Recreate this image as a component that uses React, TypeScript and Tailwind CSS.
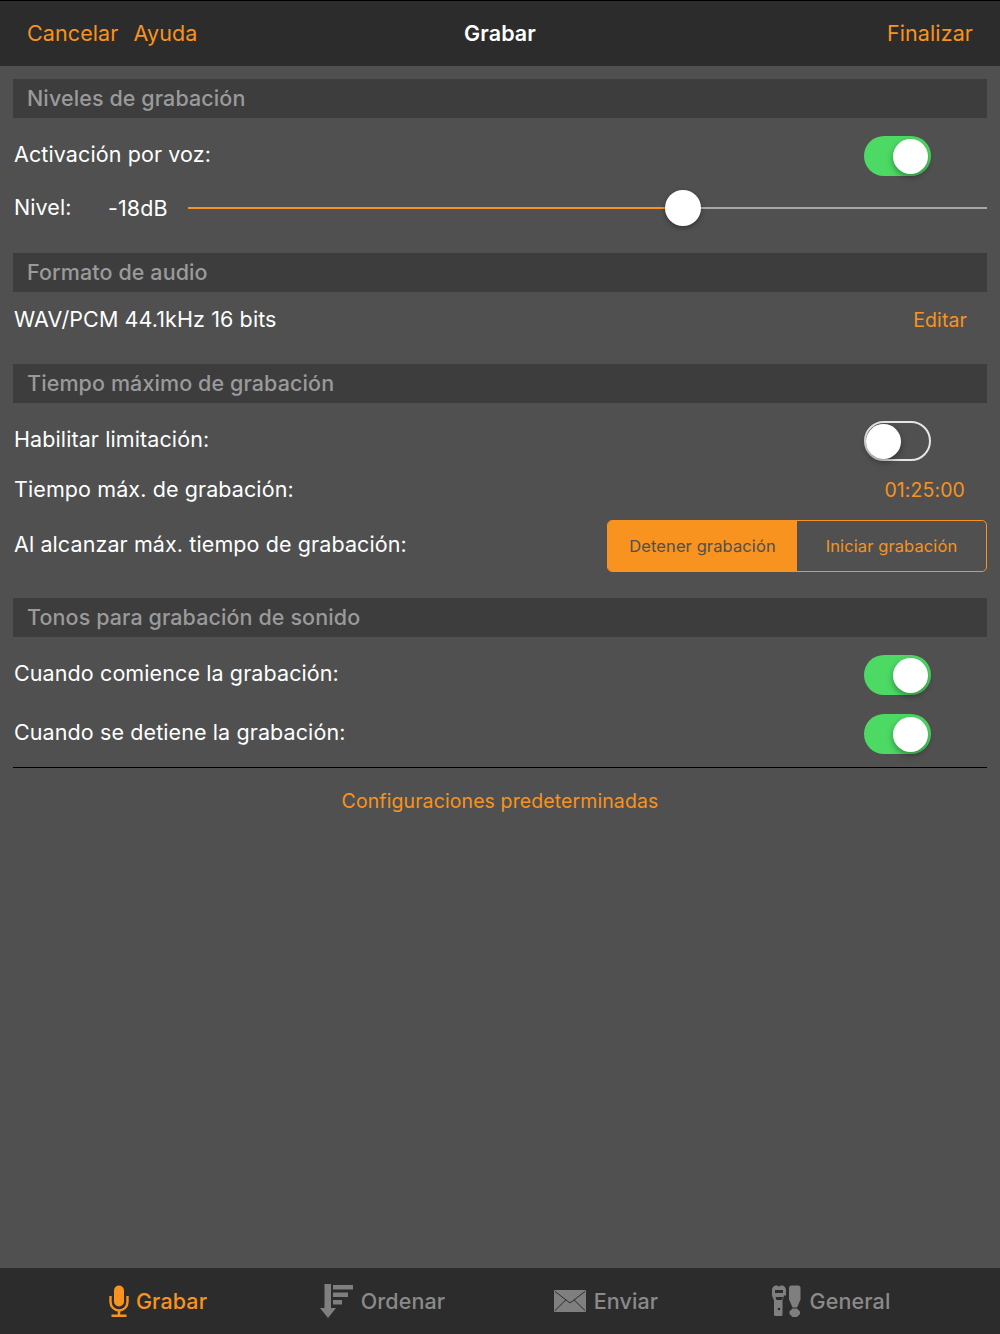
const orange = "text-[#f7931e]";

function Toggle({ on }: { on: boolean }) {
  return (
    <div className={`relative h-10 w-[67px] rounded-full ${on ? "bg-[#4cd964]" : "border-2 border-[#e5e5e5] bg-[#505050]"}`}>
      <div
        className={`absolute h-[35px] w-[35px] rounded-full bg-white shadow-[0_3px_6px_rgba(0,0,0,0.35)] ${on ? "right-[3px] top-[2.5px]" : "left-0 top-[1px]"}`}
      />
    </div>
  );
}

function Header({ children }: { children: string }) {
  return (
    <div className="mx-[13px] flex h-[39px] items-center bg-[#3d3d3d] pl-[14px] text-[21.5px] font-medium text-[#9a9a9a]">
      {children}
    </div>
  );
}

function Row({ label, height, mt, children }: { label: string; height: number; mt?: number; children?: React.ReactNode }) {
  return (
    <div className="mx-[13px] flex items-center justify-between text-[21.5px] text-white" style={{ height, marginTop: mt ?? 0 }}>
      <span className="relative bottom-[2px] left-[1px]">{label}</span>
      {children}
    </div>
  );
}

function Mic() {
  return (
    <svg width="20" height="32" viewBox="0 0 20 32" fill="none">
      <rect x="5" y="0.5" width="10" height="21" rx="5" fill="#f7931e" />
      <path d="M1.5 11v6a8.5 8.5 0 0 0 17 0v-6" stroke="#f7931e" strokeWidth="2.4" />
      <path d="M10 25v5" stroke="#f7931e" strokeWidth="2.6" />
      <rect x="2.5" y="29.5" width="15" height="2.5" fill="#f7931e" />
    </svg>
  );
}

function Sort() {
  return (
    <svg width="34" height="34" viewBox="0 0 34 34" fill="#7f7f7f">
      <path d="M5.5 0h6.5v24h5l-8 10-8-10h4.500z" />
      <path d="M14 1h20v4.500H14zM14 8.500h15V13H14zM14 16h9v4.500h-9z" />
    </svg>
  );
}

function Mail() {
  return (
    <svg width="32" height="22" viewBox="0 0 32 22">
      <rect width="32" height="22" rx="1" fill="#7f7f7f" />
      <path d="M1 1.500 16 13 31 1.500M1 20.500 12 9.800M31 20.500 20 9.800" fill="none" stroke="#2c2c2c" strokeWidth="1" />
    </svg>
  );
}

function Tools() {
  return (
    <svg width="31" height="32" viewBox="0 0 31 32" fill="#7f7f7f">
      <path d="M2 5.500C2 2 4 0.500 6.500 0.500c1.200 0 2 .5 2.500 1.500.5-1 1.300-1.500 2.500-1.500 2.500 0 4.500 1.500 4.500 5v5h-2l-1.500 5v14a1.500 1.500 0 0 1-1.500 1.500H5.500A1.500 1.500 0 0 1 4 30V15.500L2 10.500z" />
      <path d="M19 3a2.500 2.500 0 0 1 2.500-2.500h6.500A2.500 2.500 0 0 1 30.500 3v11.500l-3.500 8h-4.500L19 14.500z" />
      <path d="M22.500 23.500h4.500l3 3v2.500l-3 3h-4.500l-3-3v-2.500z" />
      <path d="M5 5h8v3H5zM5.500 12h7.500l-1 3H6.500z" fill="#2c2c2c" />
      <circle cx="9" cy="24" r="1.300" fill="#2c2c2c" />
    </svg>
  );
}

function Tab({ icon, label, active, gap, width }: { icon: React.ReactNode; label: string; active?: boolean; gap: number; width: number }) {
  return (
    <div className="flex items-center justify-center" style={{ width, gap }}>
      {icon}
      <span className={`text-[21.500px] font-medium ${active ? orange : "text-[#8a8a8a]"}`}>{label}</span>
    </div>
  );
}

export default function App() {
  return (
    <div className="flex h-[1334px] w-[1000px] flex-col overflow-hidden bg-[#505050] font-['Inter','Liberation_Sans',sans-serif] tracking-[0.1px]">
      <div className="relative flex h-[66px] shrink-0 items-center border-t border-black bg-[#2c2c2c] px-[27px] text-[21.500px]">
        <span className={`${orange}`}>Cancelar</span>
        <span className={`${orange} ml-[15px]`}>Ayuda</span>
        <span className="absolute inset-x-0 text-center font-semibold text-white">Grabar</span>
        <span className={`${orange} ml-auto`}>Finalizar</span>
      </div>

      <div className="mt-[13px]">
        <Header>Niveles de grabación</Header>
      </div>
      <Row label="Activación por voz:" height={44} mt={16}>
        <div className="mr-[56px]"><Toggle on /></div>
      </Row>
      <div className="mx-[13px] mt-[8px] flex h-[44px] items-center text-[21.500px] text-white">
        <span className="relative bottom-[1px] left-[1px] w-[95px]">Nivel:</span>
        <span className="w-[80px]">-18dB</span>
        <div className="relative flex h-[2px] flex-1 bg-[#a8a8a8]">
          <div className="h-full w-[495px] bg-[#f7931e]" />
          <div className="absolute left-[477px] top-[-17px] h-9 w-9 rounded-full bg-white shadow-[0_2px_5px_rgba(0,0,0,0.35)]" />
        </div>
      </div>

      <div className="mt-[23px]">
        <Header>Formato de audio</Header>
      </div>
      <Row label="WAV/PCM 44.1kHz 16 bits" height={58}>
        <span className={`mr-[20px] text-[19.500px] ${orange}`}>Editar</span>
      </Row>

      <div className="mt-[14px]">
        <Header>Tiempo máximo de grabación</Header>
      </div>
      <Row label="Habilitar limitación:" height={44} mt={16}>
        <div className="mr-[56px]"><Toggle on={false} /></div>
      </Row>
      <Row label="Tiempo máx. de grabación:" height={44} mt={6}>
        <span className={`mr-[22px] text-[19.500px] ${orange}`}>01:25:00</span>
      </Row>
      <Row label="Al alcanzar máx. tiempo de grabación:" height={52} mt={7}>
        <div className="flex h-[52px] w-[380px] overflow-hidden rounded-[5px] border border-[#f7931e] text-[16.500px]">
          <div className="flex w-[189px] items-center justify-center bg-[#f7931e] text-[#505050]">Detener grabación</div>
          <div className={`flex flex-1 items-center justify-center ${orange}`}>Iniciar grabación</div>
        </div>
      </Row>

      <div className="mt-[26px]">
        <Header>Tonos para grabación de sonido</Header>
      </div>
      <Row label="Cuando comience la grabación:" height={44} mt={16}>
        <div className="mr-[56px]"><Toggle on /></div>
      </Row>
      <Row label="Cuando se detiene la grabación:" height={44} mt={15}>
        <div className="mr-[56px]"><Toggle on /></div>
      </Row>
      <div className="mx-[13px] mt-[11px] border-t border-black" />
      <div className={`mt-[19px] text-center text-[19.500px] ${orange}`}>Configuraciones predeterminadas</div>

      <div className="mt-auto flex h-[66px] shrink-0 items-center bg-[#2c2c2c] pl-[46px]">
        <Tab icon={<Mic />} label="Grabar" active gap={7} width={224} />
        <Tab icon={<Sort />} label="Ordenar" gap={8} width={224} />
        <Tab icon={<Mail />} label="Enviar" gap={8} width={224} />
        <Tab icon={<Tools />} label="General" gap={9} width={224} />
      </div>
    </div>
  );
}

※

◆ Exercise instructions ◆
Retype everything in the material word for word, minus pictures.

◆ Problem solution ◆
Recreate this image as a component that uses React, TypeScript and Tailwind CSS.
const orange = "text-[#f7931e]";

function Toggle({ on }: { on: boolean }) {
  return (
    <div className={`relative h-10 w-[67px] rounded-full ${on ? "bg-[#4cd964]" : "border-2 border-[#e5e5e5] bg-[#505050]"}`}>
      <div
        className={`absolute h-[35px] w-[35px] rounded-full bg-white shadow-[0_3px_6px_rgba(0,0,0,0.35)] ${on ? "right-[3px] top-[2.5px]" : "left-0 top-[1px]"}`}
      />
    </div>
  );
}

function Header({ children }: { children: string }) {
  return (
    <div className="mx-[13px] flex h-[39px] items-center bg-[#3d3d3d] pl-[14px] text-[21.5px] font-medium text-[#9a9a9a]">
      {children}
    </div>
  );
}

function Row({ label, height, mt, children }: { label: string; height: number; mt?: number; children?: React.ReactNode }) {
  return (
    <div className="mx-[13px] flex items-center justify-between text-[21.5px] text-white" style={{ height, marginTop: mt ?? 0 }}>
      <span className="relative bottom-[2px] left-[1px]">{label}</span>
      {children}
    </div>
  );
}

function Mic() {
  return (
    <svg width="20" height="32" viewBox="0 0 20 32" fill="none">
      <rect x="5" y="0.5" width="10" height="21" rx="5" fill="#f7931e" />
      <path d="M1.5 11v6a8.5 8.5 0 0 0 17 0v-6" stroke="#f7931e" strokeWidth="2.4" />
      <path d="M10 25v5" stroke="#f7931e" strokeWidth="2.6" />
      <rect x="2.5" y="29.5" width="15" height="2.5" fill="#f7931e" />
    </svg>
  );
}

function Sort() {
  return (
    <svg width="34" height="34" viewBox="0 0 34 34" fill="#7f7f7f">
      <path d="M5.5 0h6.5v24h5l-8 10-8-10h4.500z" />
      <path d="M14 1h20v4.500H14zM14 8.500h15V13H14zM14 16h9v4.500h-9z" />
    </svg>
  );
}

function Mail() {
  return (
    <svg width="32" height="22" viewBox="0 0 32 22">
      <rect width="32" height="22" rx="1" fill="#7f7f7f" />
      <path d="M1 1.500 16 13 31 1.500M1 20.500 12 9.800M31 20.500 20 9.800" fill="none" stroke="#2c2c2c" strokeWidth="1" />
    </svg>
  );
}

function Tools() {
  return (
    <svg width="31" height="32" viewBox="0 0 31 32" fill="#7f7f7f">
      <path d="M2 5.500C2 2 4 0.500 6.500 0.500c1.200 0 2 .5 2.500 1.500.5-1 1.300-1.500 2.500-1.500 2.500 0 4.500 1.500 4.500 5v5h-2l-1.500 5v14a1.500 1.500 0 0 1-1.500 1.500H5.500A1.500 1.500 0 0 1 4 30V15.500L2 10.500z" />
      <path d="M19 3a2.500 2.500 0 0 1 2.500-2.500h6.500A2.500 2.500 0 0 1 30.500 3v11.500l-3.500 8h-4.500L19 14.500z" />
      <path d="M22.500 23.500h4.500l3 3v2.500l-3 3h-4.500l-3-3v-2.500z" />
      <path d="M5 5h8v3H5zM5.500 12h7.500l-1 3H6.500z" fill="#2c2c2c" />
      <circle cx="9" cy="24" r="1.300" fill="#2c2c2c" />
    </svg>
  );
}

function Tab({ icon, label, active, gap, width }: { icon: React.ReactNode; label: string; active?: boolean; gap: number; width: number }) {
  return (
    <div className="flex items-center justify-center" style={{ width, gap }}>
      {icon}
      <span className={`text-[21.500px] font-medium ${active ? orange : "text-[#8a8a8a]"}`}>{label}</span>
    </div>
  );
}

export default function App() {
  return (
    <div className="flex h-[1334px] w-[1000px] flex-col overflow-hidden bg-[#505050] font-['Inter','Liberation_Sans',sans-serif] tracking-[0.1px]">
      <div className="relative flex h-[66px] shrink-0 items-center border-t border-black bg-[#2c2c2c] px-[27px] text-[21.500px]">
        <span className={`${orange}`}>Cancelar</span>
        <span className={`${orange} ml-[15px]`}>Ayuda</span>
        <span className="absolute inset-x-0 text-center font-semibold text-white">Grabar</span>
        <span className={`${orange} ml-auto`}>Finalizar</span>
      </div>

      <div className="mt-[13px]">
        <Header>Niveles de grabación</Header>
      </div>
      <Row label="Activación por voz:" height={44} mt={16}>
        <div className="mr-[56px]"><Toggle on /></div>
      </Row>
      <div className="mx-[13px] mt-[8px] flex h-[44px] items-center text-[21.500px] text-white">
        <span className="relative bottom-[1px] left-[1px] w-[95px]">Nivel:</span>
        <span className="w-[80px]">-18dB</span>
        <div className="relative flex h-[2px] flex-1 bg-[#a8a8a8]">
          <div className="h-full w-[495px] bg-[#f7931e]" />
          <div className="absolute left-[477px] top-[-17px] h-9 w-9 rounded-full bg-white shadow-[0_2px_5px_rgba(0,0,0,0.35)]" />
        </div>
      </div>

      <div className="mt-[23px]">
        <Header>Formato de audio</Header>
      </div>
      <Row label="WAV/PCM 44.1kHz 16 bits" height={58}>
        <span className={`mr-[20px] text-[19.500px] ${orange}`}>Editar</span>
      </Row>

      <div className="mt-[14px]">
        <Header>Tiempo máximo de grabación</Header>
      </div>
      <Row label="Habilitar limitación:" height={44} mt={16}>
        <div className="mr-[56px]"><Toggle on={false} /></div>
      </Row>
      <Row label="Tiempo máx. de grabación:" height={44} mt={6}>
        <span className={`mr-[22px] text-[19.500px] ${orange}`}>01:25:00</span>
      </Row>
      <Row label="Al alcanzar máx. tiempo de grabación:" height={52} mt={7}>
        <div className="flex h-[52px] w-[380px] overflow-hidden rounded-[5px] border border-[#f7931e] text-[16.500px]">
          <div className="flex w-[189px] items-center justify-center bg-[#f7931e] text-[#505050]">Detener grabación</div>
          <div className={`flex flex-1 items-center justify-center ${orange}`}>Iniciar grabación</div>
        </div>
      </Row>

      <div className="mt-[26px]">
        <Header>Tonos para grabación de sonido</Header>
      </div>
      <Row label="Cuando comience la grabación:" height={44} mt={16}>
        <div className="mr-[56px]"><Toggle on /></div>
      </Row>
      <Row label="Cuando se detiene la grabación:" height={44} mt={15}>
        <div className="mr-[56px]"><Toggle on /></div>
      </Row>
      <div className="mx-[13px] mt-[11px] border-t border-black" />
      <div className={`mt-[19px] text-center text-[19.500px] ${orange}`}>Configuraciones predeterminadas</div>

      <div className="mt-auto flex h-[66px] shrink-0 items-center bg-[#2c2c2c] pl-[46px]">
        <Tab icon={<Mic />} label="Grabar" active gap={7} width={224} />
        <Tab icon={<Sort />} label="Ordenar" gap={8} width={224} />
        <Tab icon={<Mail />} label="Enviar" gap={8} width={224} />
        <Tab icon={<Tools />} label="General" gap={9} width={224} />
      </div>
    </div>
  );
}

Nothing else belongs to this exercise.